Nas duas outras ações julgadas na mesma sessão, a Terceira Turma reconheceu a legitimidade do espólio de trabalhadores que também morreram em Brumadinho para pleitear indenização pelo dano decorrente de sua morte. O TRT havia extinguido as ações, por considerar o espólio parte ilegítima.

Natureza patrimonial

O relator de um dos recursos, ministro Mauricio Godinho Delgado, explicou que o espólio é o conjunto de bens que integra o patrimônio deixado pela pessoa falecida e que será partilhado, no inventário, entre os herdeiros, representados em juízo pelo inventariante. E, de acordo com o Código Civil (artigo 943), “o direito de exigir reparação e a obrigação de prestá-la transmitem-se com a herança". De acordo com o ministro, apesar de os direitos da personalidade serem intransmissíveis, a natureza da ação de indenização é patrimonial e, por isso, o espólio é parte legítima para ajuizá-la.
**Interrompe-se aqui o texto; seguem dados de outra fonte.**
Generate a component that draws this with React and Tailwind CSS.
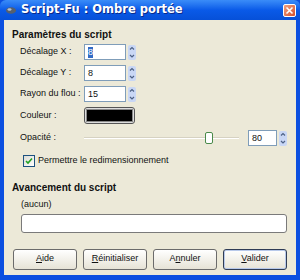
import React from "react";

function Spinner() {
  return (
    <div className="flex flex-col w-[8px] h-[15px] ml-[2px] bg-[#c9d7f5] rounded-[2px]">
      <svg width="8" height="7" viewBox="0 0 8 7" className="block">
        <path d="M2 4.5 L4 2.5 L6 4.5" stroke="#4d6185" strokeWidth="1.2" fill="none" />
      </svg>
      <svg width="8" height="8" viewBox="0 0 8 8" className="block">
        <path d="M2 3 L4 5 L6 3" stroke="#4d6185" strokeWidth="1.2" fill="none" />
      </svg>
    </div>
  );
}

function NumField({ value, w = "w-[42px]", selected }) {
  return (
    <div className="flex items-center">
      <div className={`${w} h-[16px] bg-white border border-[#7f9db9] flex items-center pl-[3px]`}>
        <span className={selected ? "bg-[#316ac5] text-white leading-[11px]" : "leading-[11px]"}>{value}</span>
      </div>
      <Spinner />
    </div>
  );
}

function Btn({ children, def }) {
  return (
    <div
      className={`w-[64px] h-[21px] rounded-[3px] border ${def ? "border-[#2f3c55]" : "border-[#6b6b6b]"} bg-gradient-to-b from-white to-[#e6e3d6] flex items-center justify-center ${def ? "shadow-[inset_0_0_0_1px_#b8c9ea]" : ""}`}
    >
      {children}
    </div>
  );
}

export default function App() {
  return (
    <div
      className="w-[300px] h-[280px] bg-[#0b4fe0] flex flex-col text-[9px] text-[#111]"
      style={{ fontFamily: '"Liberation Sans", Arial, sans-serif' }}
    >
      {/* title bar */}
      <div className="h-[20px] shrink-0 bg-gradient-to-b from-[#3a8cf8] via-[#0a5ae8] to-[#0650d8] flex items-center pl-[5px] pr-[4px] rounded-t-[6px]">
        <svg width="12" height="10" viewBox="0 0 12 10" className="mr-[4px]">
          <ellipse cx="6" cy="5.5" rx="5" ry="3.2" fill="#56606e" />
          <ellipse cx="4.5" cy="4.5" rx="2" ry="1.2" fill="#b7c0cc" />
        </svg>
        <span
          className="text-white font-bold text-[11.5px] [text-shadow:1px_1px_0_#0a2a8a]"
          style={{ fontFamily: '"DejaVu Sans", sans-serif' }}
        >
          Script-Fu : Ombre portée
        </span>
        <div className="ml-auto w-[13px] h-[13px] rounded-[2px] bg-gradient-to-br from-[#f0a080] to-[#d4502c] border border-white flex items-center justify-center">
          <svg width="9" height="9" viewBox="0 0 9 9">
            <path d="M1.5 1.5 L7.5 7.5 M7.5 1.5 L1.5 7.5" stroke="white" strokeWidth="1.6" />
          </svg>
        </div>
      </div>
      {/* body */}
      <div className="flex-1 mx-[4px] mb-[5px] bg-[#ece9d8] flex flex-col pl-[8px] pr-[9px] pt-[9px]">
        <div className="font-bold text-[10px] leading-[12px]">Paramètres du script</div>
        <div className="pl-[8px] mt-[3px] flex flex-col">
          <div className="flex items-center h-[16px] mt-[0px]">
            <span className="w-[64px]">Décalage X :</span>
            <NumField value="8" selected />
          </div>
          <div className="flex items-center h-[16px] mt-[5px]">
            <span className="w-[64px]">Décalage Y :</span>
            <NumField value="8" />
          </div>
          <div className="flex items-center h-[16px] mt-[5px]">
            <span className="w-[64px]">Rayon du flou :</span>
            <NumField value="15" />
          </div>
          <div className="flex items-center h-[17px] mt-[5px]">
            <span className="w-[64px]">Couleur :</span>
            <div className="w-[51px] h-[17px] rounded-[3px] border border-[#555] bg-[#ddd] p-[1px]">
              <div className="w-full h-full bg-black border border-[#888]"></div>
            </div>
          </div>
          <div className="flex items-center h-[16px] mt-[6px]">
            <span className="w-[64px]">Opacité :</span>
            <div className="relative w-[156px] h-[16px] flex items-center">
              <div className="w-full h-[2px] bg-[#d6d2c2] border-b border-white"></div>
              <div className="absolute left-[121px] top-[2px] w-[8px] h-[12px] rounded-[2px] bg-white border border-[#4a8a4a]"></div>
            </div>
            <div className="ml-[9px]">
              <NumField value="80" w="w-[29px]" />
            </div>
          </div>
          <div className="flex items-center mt-[8px] h-[13px]">
            <div className="w-[12px] h-[12px] ml-[3px] border border-[#1c5180] bg-gradient-to-br from-[#dcdcd4] to-white flex items-center justify-center">
              <svg width="8" height="8" viewBox="0 0 8 8">
                <path d="M1 4 L3 6 L7 1.5" stroke="#21a121" strokeWidth="1.6" fill="none" />
              </svg>
            </div>
            <span className="ml-[3px]">Permettre le redimensionnement</span>
          </div>
        </div>
        <div className="font-bold text-[10px] leading-[12px] mt-[15px]">Avancement du script</div>
        <div className="pl-[9px] mt-[4px]">(aucun)</div>
        <div className="ml-[9px] mt-[2px] h-[19px] bg-white border border-[#7a7a7a] rounded-[3px]"></div>
        <div className="flex mt-[16px] ml-[1px] gap-[6px]">
          <Btn><span><u>A</u>ide</span></Btn>
          <Btn><span><u>R</u>éinitialiser</span></Btn>
          <Btn><span>A<u>n</u>nuler</span></Btn>
          <Btn def><span><u>V</u>alider</span></Btn>
        </div>
      </div>
    </div>
  );
}
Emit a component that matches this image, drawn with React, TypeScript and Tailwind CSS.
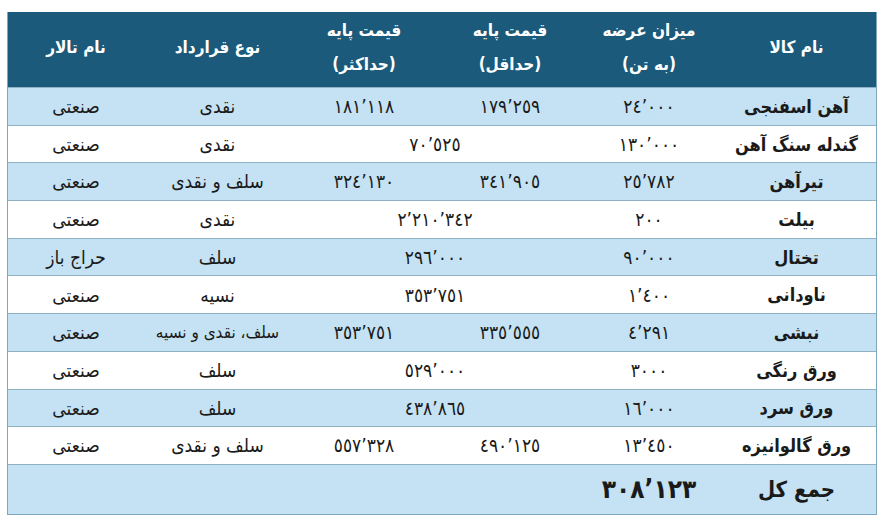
import React from "react";

// --------------------------------------------------------------
// Steel commodity offering table (RTL)

type Row = {
    name: string;
    supply: string;
    min?: string;
    max?: string;
    price?: string;
    contract: string;
    hall: string;
};

const rows: Row[] = [
    { name: "آهن اسفنجی", supply: "٢٤’٠٠٠", min: "١٧٩’٢٥٩", max: "١٨١’١١٨", contract: "نقدی", hall: "صنعتی" },
    { name: "گندله سنگ آهن", supply: "١٣٠’٠٠٠", price: "٧٠’٥٢٥", contract: "نقدی", hall: "صنعتی" },
    { name: "تیرآهن", supply: "٢٥’٧٨٢", min: "٣٤١’٩٠٥", max: "٣٢٤’١٣٠", contract: "سلف و نقدی", hall: "صنعتی" },
    { name: "بیلت", supply: "٢٠٠", price: "٢’٢١٠’٣٤٢", contract: "نقدی", hall: "صنعتی" },
    { name: "تختال", supply: "٩٠’٠٠٠", price: "٢٩٦’٠٠٠", contract: "سلف", hall: "حراج باز" },
    { name: "ناودانی", supply: "١’٤٠٠", price: "٣٥٣’٧٥١", contract: "نسیه", hall: "صنعتی" },
    { name: "نبشی", supply: "٤’٢٩١", min: "٣٣٥’٥٥٥", max: "٣٥٣’٧٥١", contract: "سلف، نقدی و نسیه", hall: "صنعتی" },
    { name: "ورق رنگی", supply: "٣٠٠٠", price: "٥٢٩’٠٠٠", contract: "سلف", hall: "صنعتی" },
    { name: "ورق سرد", supply: "١٦’٠٠٠", price: "٤٣٨’٨٦٥", contract: "سلف", hall: "صنعتی" },
    { name: "ورق گالوانیزه", supply: "١٣’٤٥٠", min: "٤٩٠’١٢٥", max: "٥٥٧’٣٢٨", contract: "سلف و نقدی", hall: "صنعتی" },
];

const gridCols = "grid grid-cols-[159px_136px_142px_150px_143px_140px]";

const HeaderCell = ({ top, bottom }: { top: string; bottom?: string }) => (
    <div className="flex flex-col items-center justify-center pb-[6px] leading-[34px] text-[17px] font-bold text-white">
        <span>{top}</span>
        {bottom && <span>{bottom}</span>}
    </div>
);

// numbers are shown digit by digit from left to right
const Num = ({ v }: { v: string }) => <bdo dir="ltr" className="text-[19px] tracking-[2.5px]">{v}</bdo>;

export default function App() {
    return (
        <div className="w-[883px] h-[528px] bg-white pt-[12px] pl-[7px]" style={{ fontFamily: '"DejaVu Sans Condensed", "DejaVu Sans", sans-serif' }}>
            <div dir="rtl" className="w-[870px] border-x border-b border-[#7ea7bf]">
                {/* header */}
                <div className={`${gridCols} h-[75px] bg-[#1b5a7a]`}>
                    <HeaderCell top="نام کالا" />
                    <HeaderCell top="میزان عرضه" bottom="(به تن)" />
                    <HeaderCell top="قیمت پایه" bottom="(حداقل)" />
                    <HeaderCell top="قیمت پایه" bottom="(حداکثر)" />
                    <HeaderCell top="نوع قرارداد" />
                    <HeaderCell top="نام تالار" />
                </div>

                {/* body rows */}
                {rows.map((r, i) => (
                    <div
                        key={r.name}
                        className={`${gridCols} h-[37.7px] items-center text-[19px] text-[#1a1a1a] border-t border-[#8fb2c6] ${i % 2 === 0 ? "bg-[#c4e2f3]" : "bg-white"}`}
                    >
                        <div className="text-center font-bold text-[18px]">{r.name}</div>
                        <div className="text-center"><Num v={r.supply} /></div>
                        {r.price ? (
                            <div className="col-span-2 text-center"><Num v={r.price} /></div>
                        ) : (
                            <>
                                <div className="text-center"><Num v={r.min!} /></div>
                                <div className="text-center"><Num v={r.max!} /></div>
                            </>
                        )}
                        <div className={`text-center ${r.contract.length > 12 ? "text-[17px]" : ""}`}>{r.contract}</div>
                        <div className="text-center">{r.hall}</div>
                    </div>
                ))}

                {/* total */}
                <div className={`${gridCols} h-[50px] items-center bg-[#c4e2f3] border-t border-[#8fb2c6] text-[#1a1a1a]`}>
                    <div className="text-center font-bold text-[22px]">جمع کل</div>
                    <div className="text-center font-bold text-[26px] tracking-[1px]"><bdo dir="ltr">٣٠٨’١٢٣</bdo></div>
                </div>
            </div>
        </div>
    );
}
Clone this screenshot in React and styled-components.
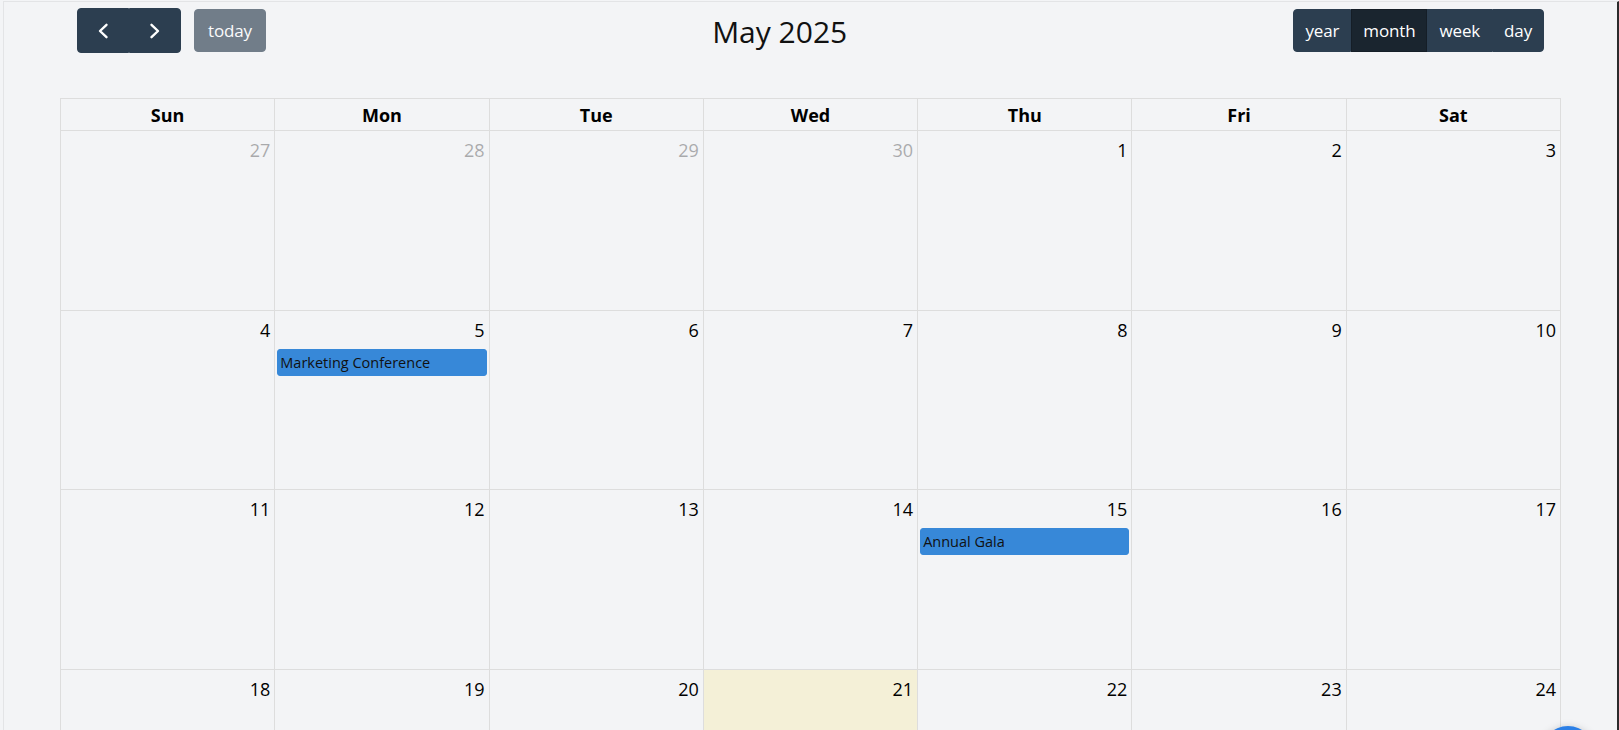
import React from "react";
import styled, { createGlobalStyle, css } from "styled-components";

const GlobalStyle = createGlobalStyle`
  html, body {
    margin: 0;
    padding: 0;
    background: #f3f4f6;
    overflow: hidden;
  }
  body {
    font-family: "Open Sans", "Noto Sans", "Liberation Sans", sans-serif;
    color: #111;
  }
  * { box-sizing: border-box; }
`;

const Frame = styled.div`
  margin: 1px 0 0 3px;
  height: 729px;
  overflow: hidden;
  border-top: 1px solid #e3e4e6;
  border-left: 1px solid #e3e4e6;
  border-right: 2px solid #2b2b2b;
  padding: 6px 56px 0 56px;
`;

const Toolbar = styled.div`
  display: flex;
  align-items: center;
  justify-content: space-between;
  height: 45px;
  margin: 0 17px 45px 17px;
`;

const Chunk = styled.div`
  display: flex;
  align-items: center;
  gap: 13px;
`;

const Title = styled.h2`
  margin: 0;
  padding-top: 2px;
  font-size: 30px;
  font-weight: 400;
  line-height: 1;
  color: #111;
`;

const Group = styled.div`
  display: inline-flex;
  align-items: stretch;
  & > button {
    border-radius: 0;
  }
  & > button:first-child {
    border-top-left-radius: 4px;
    border-bottom-left-radius: 4px;
  }
  & > button:last-child {
    border-top-right-radius: 4px;
    border-bottom-right-radius: 4px;
  }
`;

const Button = styled.button`
  font-family: inherit;
  font-size: 17px;
  letter-spacing: -0.15px;
  line-height: 27px;
  padding: 7px ${(p) => (p.$tight ? "11px" : "12px")};
  color: #fff;
  background: #2c3e50;
  border: 1px solid #2c3e50;
  border-radius: 4px;
  cursor: pointer;
  ${(p) =>
    p.$active &&
    css`
      background: #1a252f;
      border-color: #151e27;
    `}
  ${(p) =>
    p.$disabled &&
    css`
      opacity: 0.65;
      cursor: default;
      padding: 7px 13px;
    `}
`;

const IconButton = styled(Button)`
  width: 52px;
  height: 45px;
  padding: 0;
  display: flex;
  align-items: center;
  justify-content: center;
`;

const Grid = styled.div`
  display: grid;
  grid-template-columns: repeat(7, 1fr);
  border-top: 1px solid #dddddd;
  border-left: 1px solid #dddddd;
`;

const HeadCell = styled.div`
  padding: 3px 4px 1px 4px;
  text-align: center;
  font-weight: 700;
  font-size: 18px;
  line-height: 27px;
  color: #000;
  border-right: 1px solid #dddddd;
  border-bottom: 1px solid #dddddd;
`;

const DayCell = styled.div`
  height: 179.5px;
  border-right: 1px solid #dddddd;
  border-bottom: 1px solid #dddddd;
  background: ${(p) => (p.$today ? "#f4f0d7" : "transparent")};
  display: flex;
  flex-direction: column;
`;

const DayNumber = styled.div`
  padding: 6px 4px 2px 4px;
  text-align: right;
  font-size: 18px;
  line-height: 27px;
  color: #000;
  opacity: ${(p) => (p.$other ? 0.3 : 1)};
`;

const Event = styled.div`
  margin: 3px 2px 0 2px;
  padding: 1px 2px;
  background: #3788d8;
  border: 1px solid #3788d8;
  border-radius: 3px;
  font-size: 14.5px;
  line-height: 23px;
  color: #111;
  white-space: nowrap;
  overflow: hidden;
`;

const Fab = styled.button`
  position: fixed;
  top: 726px;
  left: 1540px;
  width: 56px;
  height: 56px;
  border-radius: 50%;
  border: none;
  background: #2b7fe6;
  box-shadow: 0 2px 8px rgba(0, 0, 0, 0.25);
`;

const Chevron = ({ dir }) => (
  <svg width="12" height="16" viewBox="0 0 12 16" fill="none">
    <polyline
      points={dir === "left" ? "9.5,1.8 3,8 9.5,14.2" : "2.5,1.8 9,8 2.5,14.2"}
      stroke="#fff"
      strokeWidth="2.4"
      strokeLinecap="round"
      strokeLinejoin="round"
    />
  </svg>
);

const dayNames = ["Sun", "Mon", "Tue", "Wed", "Thu", "Fri", "Sat"];

const weeks = [
  [[27, true], [28, true], [29, true], [30, true], [1], [2], [3]],
  [[4], [5], [6], [7], [8], [9], [10]],
  [[11], [12], [13], [14], [15], [16], [17]],
  [[18], [19], [20], [21], [22], [23], [24]],
];

const events = {
  5: "Marketing Conference",
  15: "Annual Gala",
};

const views = ["year", "month", "week", "day"];

export default function App() {
  return (
    <>
      <GlobalStyle />
      <Frame>
        <Toolbar>
          <Chunk>
            <Group>
              <IconButton aria-label="prev">
                <Chevron dir="left" />
              </IconButton>
              <IconButton aria-label="next">
                <Chevron dir="right" />
              </IconButton>
            </Group>
            <Button $disabled>today</Button>
          </Chunk>
          <Title>May 2025</Title>
          <Chunk>
            <Group>
              {views.map((v) => (
                <Button key={v} $tight $active={v === "month"}>
                  {v}
                </Button>
              ))}
            </Group>
          </Chunk>
        </Toolbar>
        <Grid>
          {dayNames.map((d) => (
            <HeadCell key={d}>{d}</HeadCell>
          ))}
          {weeks.map((week, wi) =>
            week.map(([n, other]) => (
              <DayCell key={`${wi}-${n}`} $today={!other && n === 21 && wi === 3}>
                <DayNumber $other={other}>{n}</DayNumber>
                {!other && events[n] && <Event>{events[n]}</Event>}
              </DayCell>
            ))
          )}
        </Grid>
      </Frame>
      <Fab aria-label="add" />
    </>
  );
}
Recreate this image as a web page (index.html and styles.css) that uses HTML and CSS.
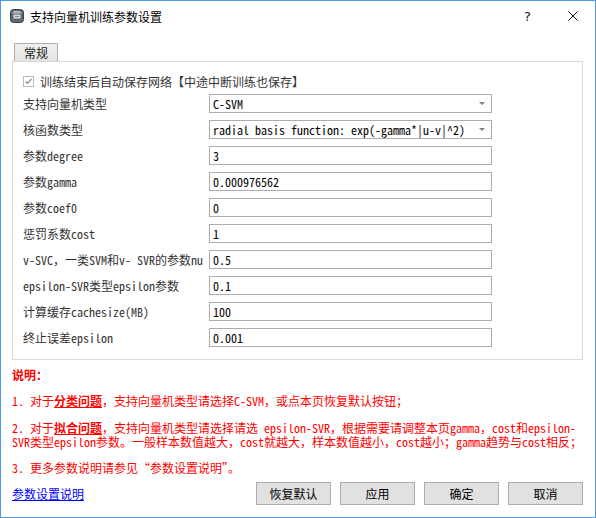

O relator do outro recurso, ministro Alberto Balazeiro, lembrou que a Subseção I Especializada em Dissídios Individuais (SDI-1), responsável pela uniformização da jurisprudência do TST, tem jurisprudência firme no sentido da legitimidade de herdeiros e sucessores para pleitear reparação dos “danos em ricochete”, ou indiretos, o que afastaria a legitimidade do espólio. Contudo, a questão do dano-morte trata da reparação de danos sofridos pela vítima em razão da perda da própria vida.

Balazeiro lembrou ainda que, em decisão recente, o Superior Tribunal de Justiça (STJ) decidiu que se trata de direito autônomo do falecido, cujo direito de ação, de caráter patrimonial, se transfere aos herdeiros.

Com a decisão, os dois processos retornarão ao TRT, para que prossiga o julgamento dos pedidos.